**DO THIS**
Pull every line with the word "styles" out of the entries below.

**RECORD EXTRACTS**
──────────
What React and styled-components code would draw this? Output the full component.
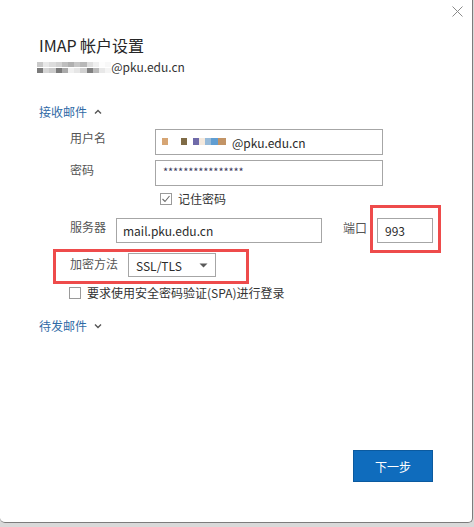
──────────
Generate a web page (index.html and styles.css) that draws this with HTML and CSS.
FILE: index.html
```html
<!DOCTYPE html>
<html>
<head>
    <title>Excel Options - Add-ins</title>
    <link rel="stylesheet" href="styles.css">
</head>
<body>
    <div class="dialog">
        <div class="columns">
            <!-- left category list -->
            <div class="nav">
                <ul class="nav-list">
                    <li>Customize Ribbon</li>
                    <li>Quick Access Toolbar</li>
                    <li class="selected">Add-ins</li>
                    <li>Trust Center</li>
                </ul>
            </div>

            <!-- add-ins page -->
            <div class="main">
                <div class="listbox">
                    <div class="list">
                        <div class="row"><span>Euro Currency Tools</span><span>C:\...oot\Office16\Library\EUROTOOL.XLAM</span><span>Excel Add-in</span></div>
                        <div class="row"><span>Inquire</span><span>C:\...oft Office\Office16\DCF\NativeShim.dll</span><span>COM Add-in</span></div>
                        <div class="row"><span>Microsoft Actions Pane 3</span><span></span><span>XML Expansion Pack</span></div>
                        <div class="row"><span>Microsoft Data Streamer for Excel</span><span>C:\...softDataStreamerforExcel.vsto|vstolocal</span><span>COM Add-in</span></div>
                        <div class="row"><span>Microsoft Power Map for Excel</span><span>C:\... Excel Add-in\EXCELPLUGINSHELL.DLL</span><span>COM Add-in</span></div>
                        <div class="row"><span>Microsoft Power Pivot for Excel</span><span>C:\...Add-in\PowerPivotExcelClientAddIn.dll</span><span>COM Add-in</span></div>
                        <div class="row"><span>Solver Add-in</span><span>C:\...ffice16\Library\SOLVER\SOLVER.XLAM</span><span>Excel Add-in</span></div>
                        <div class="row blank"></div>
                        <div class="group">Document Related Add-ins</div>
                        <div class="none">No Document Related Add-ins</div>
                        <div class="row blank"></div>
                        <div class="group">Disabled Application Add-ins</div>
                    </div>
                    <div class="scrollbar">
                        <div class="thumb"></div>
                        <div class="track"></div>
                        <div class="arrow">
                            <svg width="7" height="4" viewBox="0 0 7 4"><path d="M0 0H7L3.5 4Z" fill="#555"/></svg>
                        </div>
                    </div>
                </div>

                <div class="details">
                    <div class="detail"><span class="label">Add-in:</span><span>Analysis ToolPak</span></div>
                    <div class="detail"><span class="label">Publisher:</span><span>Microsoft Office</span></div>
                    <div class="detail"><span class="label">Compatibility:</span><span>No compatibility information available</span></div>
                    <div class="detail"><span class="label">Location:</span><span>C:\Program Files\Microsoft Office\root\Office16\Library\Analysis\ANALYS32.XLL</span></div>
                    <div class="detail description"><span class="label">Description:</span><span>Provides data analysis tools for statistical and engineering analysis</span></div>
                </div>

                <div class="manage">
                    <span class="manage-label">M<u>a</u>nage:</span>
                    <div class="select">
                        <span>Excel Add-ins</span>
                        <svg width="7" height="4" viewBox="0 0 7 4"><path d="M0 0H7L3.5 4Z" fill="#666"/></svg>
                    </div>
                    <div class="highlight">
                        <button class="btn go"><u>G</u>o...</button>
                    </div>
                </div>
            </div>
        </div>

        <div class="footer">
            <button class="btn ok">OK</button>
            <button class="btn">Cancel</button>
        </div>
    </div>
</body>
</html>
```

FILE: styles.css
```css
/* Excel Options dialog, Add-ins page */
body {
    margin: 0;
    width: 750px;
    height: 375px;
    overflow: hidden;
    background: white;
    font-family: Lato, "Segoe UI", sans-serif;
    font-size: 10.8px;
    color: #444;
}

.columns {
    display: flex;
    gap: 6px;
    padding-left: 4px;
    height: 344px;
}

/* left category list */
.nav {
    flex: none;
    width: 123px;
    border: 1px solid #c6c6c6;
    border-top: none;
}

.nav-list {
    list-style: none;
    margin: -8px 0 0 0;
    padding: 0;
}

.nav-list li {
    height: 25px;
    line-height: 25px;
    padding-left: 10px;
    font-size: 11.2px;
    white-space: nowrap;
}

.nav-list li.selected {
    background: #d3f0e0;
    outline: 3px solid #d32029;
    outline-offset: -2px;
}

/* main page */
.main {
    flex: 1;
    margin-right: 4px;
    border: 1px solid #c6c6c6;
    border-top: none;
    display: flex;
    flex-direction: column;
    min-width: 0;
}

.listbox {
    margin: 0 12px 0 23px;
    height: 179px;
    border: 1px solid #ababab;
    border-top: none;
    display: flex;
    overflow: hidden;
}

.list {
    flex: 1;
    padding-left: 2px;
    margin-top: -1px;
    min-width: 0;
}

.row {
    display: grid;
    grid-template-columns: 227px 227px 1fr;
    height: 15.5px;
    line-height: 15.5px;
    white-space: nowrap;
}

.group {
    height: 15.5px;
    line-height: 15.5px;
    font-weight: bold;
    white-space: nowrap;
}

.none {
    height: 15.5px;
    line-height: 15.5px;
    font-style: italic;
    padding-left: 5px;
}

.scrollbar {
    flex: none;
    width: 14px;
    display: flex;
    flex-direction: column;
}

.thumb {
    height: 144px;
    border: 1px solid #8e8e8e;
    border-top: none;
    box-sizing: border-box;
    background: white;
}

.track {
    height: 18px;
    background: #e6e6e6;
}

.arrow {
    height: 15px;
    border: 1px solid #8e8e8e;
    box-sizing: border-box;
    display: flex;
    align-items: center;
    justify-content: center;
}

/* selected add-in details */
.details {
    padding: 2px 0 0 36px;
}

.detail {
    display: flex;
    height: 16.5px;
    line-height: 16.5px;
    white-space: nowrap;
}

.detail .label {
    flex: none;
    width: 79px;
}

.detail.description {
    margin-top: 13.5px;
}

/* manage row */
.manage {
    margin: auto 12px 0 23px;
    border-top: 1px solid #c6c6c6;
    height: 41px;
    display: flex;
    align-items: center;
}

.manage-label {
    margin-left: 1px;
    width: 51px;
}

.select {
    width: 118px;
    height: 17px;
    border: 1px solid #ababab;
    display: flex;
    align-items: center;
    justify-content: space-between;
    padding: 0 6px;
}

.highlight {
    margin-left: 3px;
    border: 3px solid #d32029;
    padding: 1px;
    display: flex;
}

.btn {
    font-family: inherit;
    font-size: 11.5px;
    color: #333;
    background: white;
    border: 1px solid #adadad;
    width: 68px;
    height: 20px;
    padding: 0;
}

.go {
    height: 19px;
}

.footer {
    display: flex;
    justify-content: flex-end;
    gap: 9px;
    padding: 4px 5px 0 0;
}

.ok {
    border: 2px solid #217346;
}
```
──────────
**RESPONSE TO THIS EXERCISE**
Generate a web page (index.html and styles.css) that draws this with HTML and CSS.
    <link rel="stylesheet" href="styles.css">
FILE: styles.css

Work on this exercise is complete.